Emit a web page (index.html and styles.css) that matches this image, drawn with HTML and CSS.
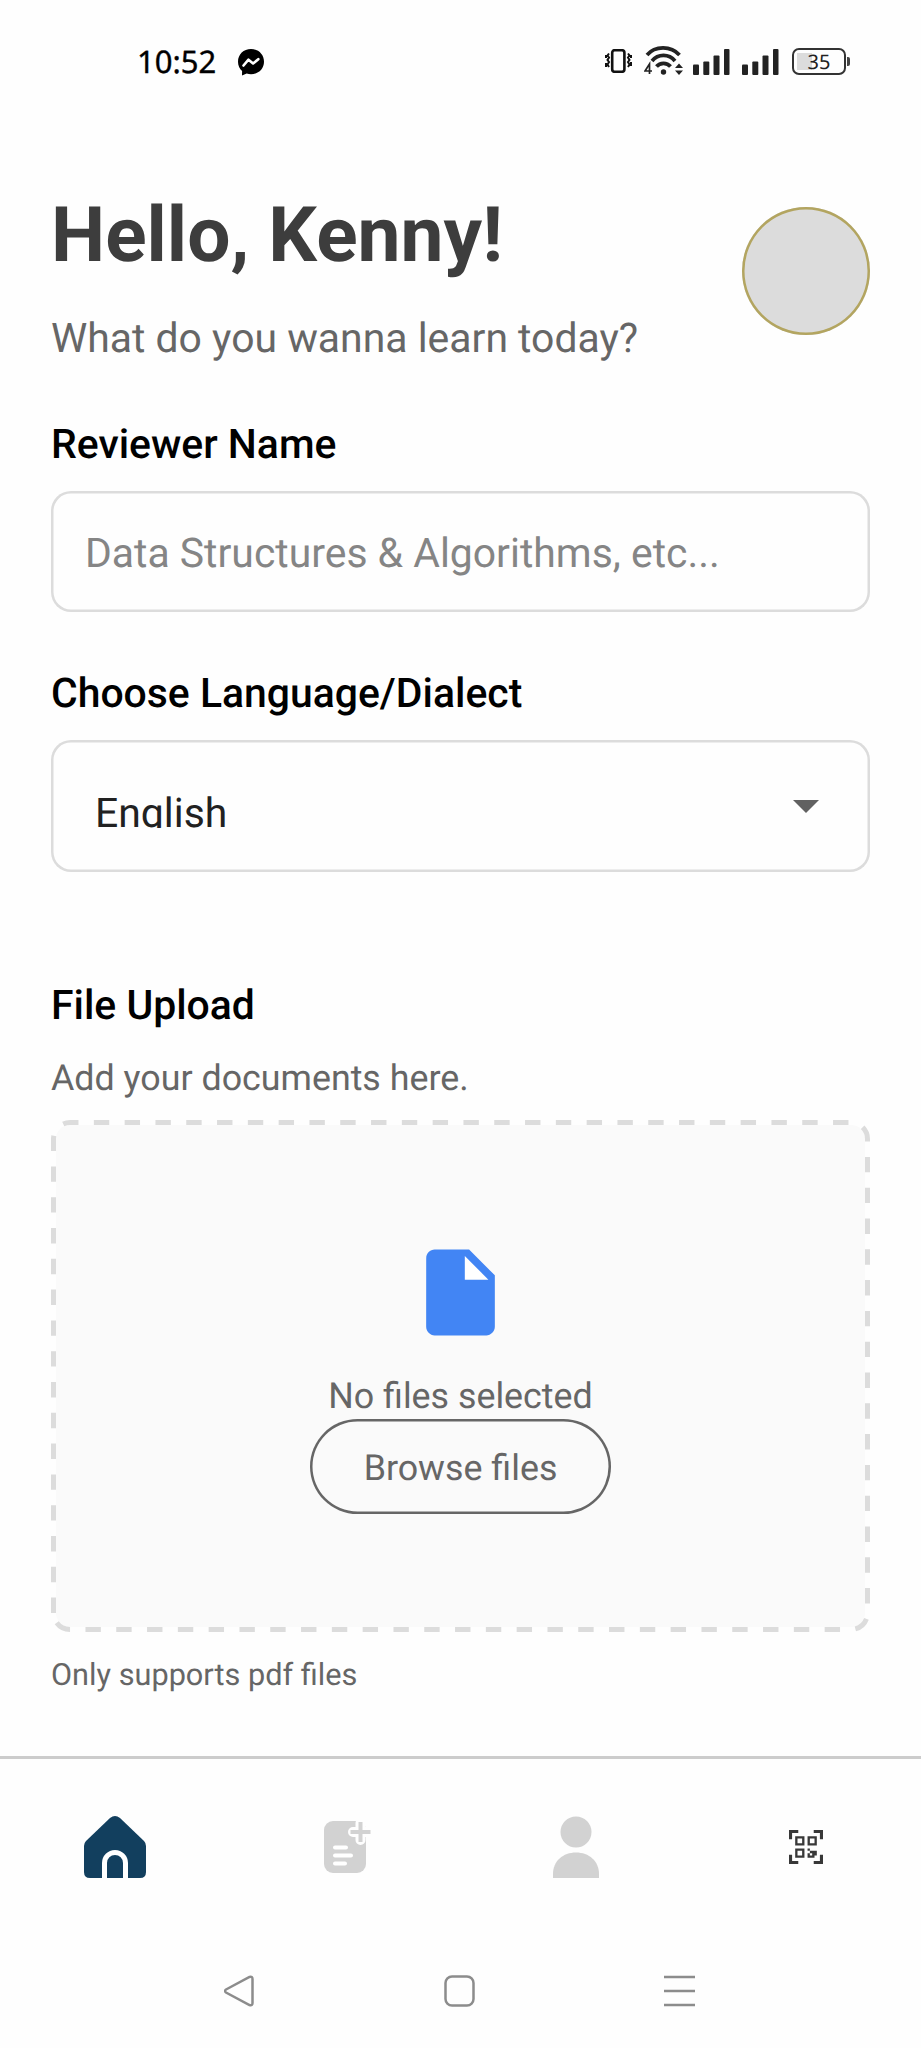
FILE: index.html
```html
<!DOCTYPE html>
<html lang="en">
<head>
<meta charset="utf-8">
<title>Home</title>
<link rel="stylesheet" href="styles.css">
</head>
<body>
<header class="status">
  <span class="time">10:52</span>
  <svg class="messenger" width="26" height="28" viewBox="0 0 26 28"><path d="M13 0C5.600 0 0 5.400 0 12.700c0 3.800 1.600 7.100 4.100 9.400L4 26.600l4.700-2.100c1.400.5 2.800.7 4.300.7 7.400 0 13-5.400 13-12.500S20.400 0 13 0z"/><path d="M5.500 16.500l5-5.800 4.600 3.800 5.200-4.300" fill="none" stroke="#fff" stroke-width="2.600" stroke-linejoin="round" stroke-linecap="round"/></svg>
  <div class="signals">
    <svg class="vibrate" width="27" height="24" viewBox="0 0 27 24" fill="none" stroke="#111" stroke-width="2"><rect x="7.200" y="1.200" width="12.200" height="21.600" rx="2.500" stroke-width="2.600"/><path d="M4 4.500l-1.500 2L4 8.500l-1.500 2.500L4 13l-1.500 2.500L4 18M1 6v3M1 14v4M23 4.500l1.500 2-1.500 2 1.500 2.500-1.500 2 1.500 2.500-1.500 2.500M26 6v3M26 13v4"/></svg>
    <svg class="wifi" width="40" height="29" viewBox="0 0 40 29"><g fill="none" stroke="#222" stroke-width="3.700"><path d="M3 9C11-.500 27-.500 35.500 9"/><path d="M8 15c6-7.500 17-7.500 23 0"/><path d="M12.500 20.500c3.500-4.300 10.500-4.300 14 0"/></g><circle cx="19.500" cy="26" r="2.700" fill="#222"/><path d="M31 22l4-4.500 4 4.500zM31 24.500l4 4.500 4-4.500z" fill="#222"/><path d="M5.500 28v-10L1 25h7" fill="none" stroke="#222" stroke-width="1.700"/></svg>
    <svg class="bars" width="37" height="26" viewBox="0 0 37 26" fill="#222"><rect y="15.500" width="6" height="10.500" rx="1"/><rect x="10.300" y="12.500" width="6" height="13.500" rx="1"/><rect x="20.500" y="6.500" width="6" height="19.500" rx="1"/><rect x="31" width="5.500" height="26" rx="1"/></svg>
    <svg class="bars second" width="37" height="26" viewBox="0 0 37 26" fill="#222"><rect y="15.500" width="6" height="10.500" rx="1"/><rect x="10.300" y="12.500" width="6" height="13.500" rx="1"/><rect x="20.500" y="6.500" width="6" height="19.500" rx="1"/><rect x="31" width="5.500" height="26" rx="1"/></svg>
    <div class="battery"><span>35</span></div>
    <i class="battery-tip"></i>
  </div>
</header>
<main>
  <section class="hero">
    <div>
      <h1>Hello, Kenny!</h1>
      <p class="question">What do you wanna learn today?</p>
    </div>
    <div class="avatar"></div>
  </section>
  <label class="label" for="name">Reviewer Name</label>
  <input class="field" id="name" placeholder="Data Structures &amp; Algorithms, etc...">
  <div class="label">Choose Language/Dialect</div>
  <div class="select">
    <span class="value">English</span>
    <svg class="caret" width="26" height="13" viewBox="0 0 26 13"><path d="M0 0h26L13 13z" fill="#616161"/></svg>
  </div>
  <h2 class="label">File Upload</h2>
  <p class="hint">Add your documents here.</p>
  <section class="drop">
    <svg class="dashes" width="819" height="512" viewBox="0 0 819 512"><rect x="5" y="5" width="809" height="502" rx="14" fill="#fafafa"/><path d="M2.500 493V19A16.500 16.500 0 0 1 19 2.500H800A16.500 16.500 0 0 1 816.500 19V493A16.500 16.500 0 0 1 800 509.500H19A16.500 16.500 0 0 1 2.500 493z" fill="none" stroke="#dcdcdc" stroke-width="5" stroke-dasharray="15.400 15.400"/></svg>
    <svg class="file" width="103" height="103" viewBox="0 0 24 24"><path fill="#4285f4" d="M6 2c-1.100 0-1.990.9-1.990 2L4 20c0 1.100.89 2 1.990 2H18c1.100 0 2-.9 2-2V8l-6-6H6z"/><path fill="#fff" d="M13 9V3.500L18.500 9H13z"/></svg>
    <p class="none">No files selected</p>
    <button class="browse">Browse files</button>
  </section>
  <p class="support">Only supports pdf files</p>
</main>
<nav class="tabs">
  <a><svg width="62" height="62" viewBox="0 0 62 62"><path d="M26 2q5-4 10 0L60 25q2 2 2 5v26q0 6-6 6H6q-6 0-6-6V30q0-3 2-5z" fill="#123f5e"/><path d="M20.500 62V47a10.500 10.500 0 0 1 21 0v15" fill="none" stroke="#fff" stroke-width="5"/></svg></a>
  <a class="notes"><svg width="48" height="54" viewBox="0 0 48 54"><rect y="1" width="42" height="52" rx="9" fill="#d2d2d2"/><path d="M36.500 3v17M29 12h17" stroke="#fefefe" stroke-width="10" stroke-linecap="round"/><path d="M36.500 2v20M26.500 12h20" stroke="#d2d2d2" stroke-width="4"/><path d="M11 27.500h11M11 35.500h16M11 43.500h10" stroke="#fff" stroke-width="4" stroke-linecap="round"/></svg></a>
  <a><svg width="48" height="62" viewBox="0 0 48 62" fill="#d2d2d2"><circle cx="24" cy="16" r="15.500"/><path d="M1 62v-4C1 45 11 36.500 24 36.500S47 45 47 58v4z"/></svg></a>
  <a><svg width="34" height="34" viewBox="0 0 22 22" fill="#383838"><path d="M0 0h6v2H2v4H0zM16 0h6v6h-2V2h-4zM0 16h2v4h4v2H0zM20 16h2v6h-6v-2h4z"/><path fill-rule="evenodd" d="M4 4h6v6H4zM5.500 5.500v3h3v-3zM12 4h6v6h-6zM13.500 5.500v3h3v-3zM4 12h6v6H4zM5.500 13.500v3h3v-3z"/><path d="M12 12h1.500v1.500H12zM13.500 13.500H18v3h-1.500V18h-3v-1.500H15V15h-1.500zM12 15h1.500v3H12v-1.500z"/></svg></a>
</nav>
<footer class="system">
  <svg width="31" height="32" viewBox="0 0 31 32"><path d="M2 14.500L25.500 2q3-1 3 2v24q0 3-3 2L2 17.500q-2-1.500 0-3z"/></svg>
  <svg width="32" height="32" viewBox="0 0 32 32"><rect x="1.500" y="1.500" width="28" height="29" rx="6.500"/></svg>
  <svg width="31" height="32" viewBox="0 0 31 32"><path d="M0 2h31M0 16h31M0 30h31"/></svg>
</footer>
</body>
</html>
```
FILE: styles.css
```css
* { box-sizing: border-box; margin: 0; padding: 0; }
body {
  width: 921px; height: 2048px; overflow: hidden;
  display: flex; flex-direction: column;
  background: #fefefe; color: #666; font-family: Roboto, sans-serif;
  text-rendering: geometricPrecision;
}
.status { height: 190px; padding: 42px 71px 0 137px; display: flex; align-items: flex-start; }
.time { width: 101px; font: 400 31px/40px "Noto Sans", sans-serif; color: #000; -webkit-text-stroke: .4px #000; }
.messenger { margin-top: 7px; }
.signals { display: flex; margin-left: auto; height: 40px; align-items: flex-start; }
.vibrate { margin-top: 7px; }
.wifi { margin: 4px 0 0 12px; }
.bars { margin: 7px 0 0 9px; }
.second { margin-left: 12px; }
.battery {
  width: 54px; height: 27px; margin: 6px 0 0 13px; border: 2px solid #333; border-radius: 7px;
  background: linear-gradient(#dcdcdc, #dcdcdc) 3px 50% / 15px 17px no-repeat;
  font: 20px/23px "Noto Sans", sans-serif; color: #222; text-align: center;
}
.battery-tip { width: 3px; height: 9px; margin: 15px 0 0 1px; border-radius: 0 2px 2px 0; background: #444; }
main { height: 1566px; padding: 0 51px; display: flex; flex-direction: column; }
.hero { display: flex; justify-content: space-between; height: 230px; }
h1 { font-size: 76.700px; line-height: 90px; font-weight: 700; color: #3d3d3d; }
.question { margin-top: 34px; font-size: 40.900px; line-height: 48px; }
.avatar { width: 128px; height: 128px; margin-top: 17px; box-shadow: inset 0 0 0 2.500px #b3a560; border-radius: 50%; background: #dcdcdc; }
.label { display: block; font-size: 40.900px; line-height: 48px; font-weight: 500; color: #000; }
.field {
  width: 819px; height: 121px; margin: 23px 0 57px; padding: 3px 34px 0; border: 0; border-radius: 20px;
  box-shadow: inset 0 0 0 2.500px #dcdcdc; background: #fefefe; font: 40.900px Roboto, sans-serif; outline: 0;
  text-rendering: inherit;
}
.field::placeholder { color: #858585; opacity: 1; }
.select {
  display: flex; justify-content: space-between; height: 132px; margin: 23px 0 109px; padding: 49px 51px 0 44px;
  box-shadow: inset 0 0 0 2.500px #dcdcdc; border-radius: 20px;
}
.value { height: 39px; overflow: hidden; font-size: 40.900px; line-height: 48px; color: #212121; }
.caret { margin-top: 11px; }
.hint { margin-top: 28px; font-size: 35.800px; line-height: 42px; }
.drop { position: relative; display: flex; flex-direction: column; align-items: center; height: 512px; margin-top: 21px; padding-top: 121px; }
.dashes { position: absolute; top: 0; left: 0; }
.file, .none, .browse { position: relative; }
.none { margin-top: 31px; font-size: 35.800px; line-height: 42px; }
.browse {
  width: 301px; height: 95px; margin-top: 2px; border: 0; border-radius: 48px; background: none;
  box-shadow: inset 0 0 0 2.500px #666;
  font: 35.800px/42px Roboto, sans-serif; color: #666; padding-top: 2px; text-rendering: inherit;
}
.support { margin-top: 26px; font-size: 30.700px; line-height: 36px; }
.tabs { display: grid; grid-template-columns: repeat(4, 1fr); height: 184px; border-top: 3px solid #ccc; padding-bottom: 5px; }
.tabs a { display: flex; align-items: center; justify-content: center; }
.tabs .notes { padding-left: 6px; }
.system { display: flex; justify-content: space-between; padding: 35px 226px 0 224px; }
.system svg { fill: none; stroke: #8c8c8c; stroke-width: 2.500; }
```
▬▬▬
■ **WHAT THE TASK ASKS**: All lines in the data that contain the word "index" should be copied.

■ **FINISHED TASK**:
Emit a web page (index.html and styles.css) that matches this image, drawn with HTML and CSS.
FILE: index.html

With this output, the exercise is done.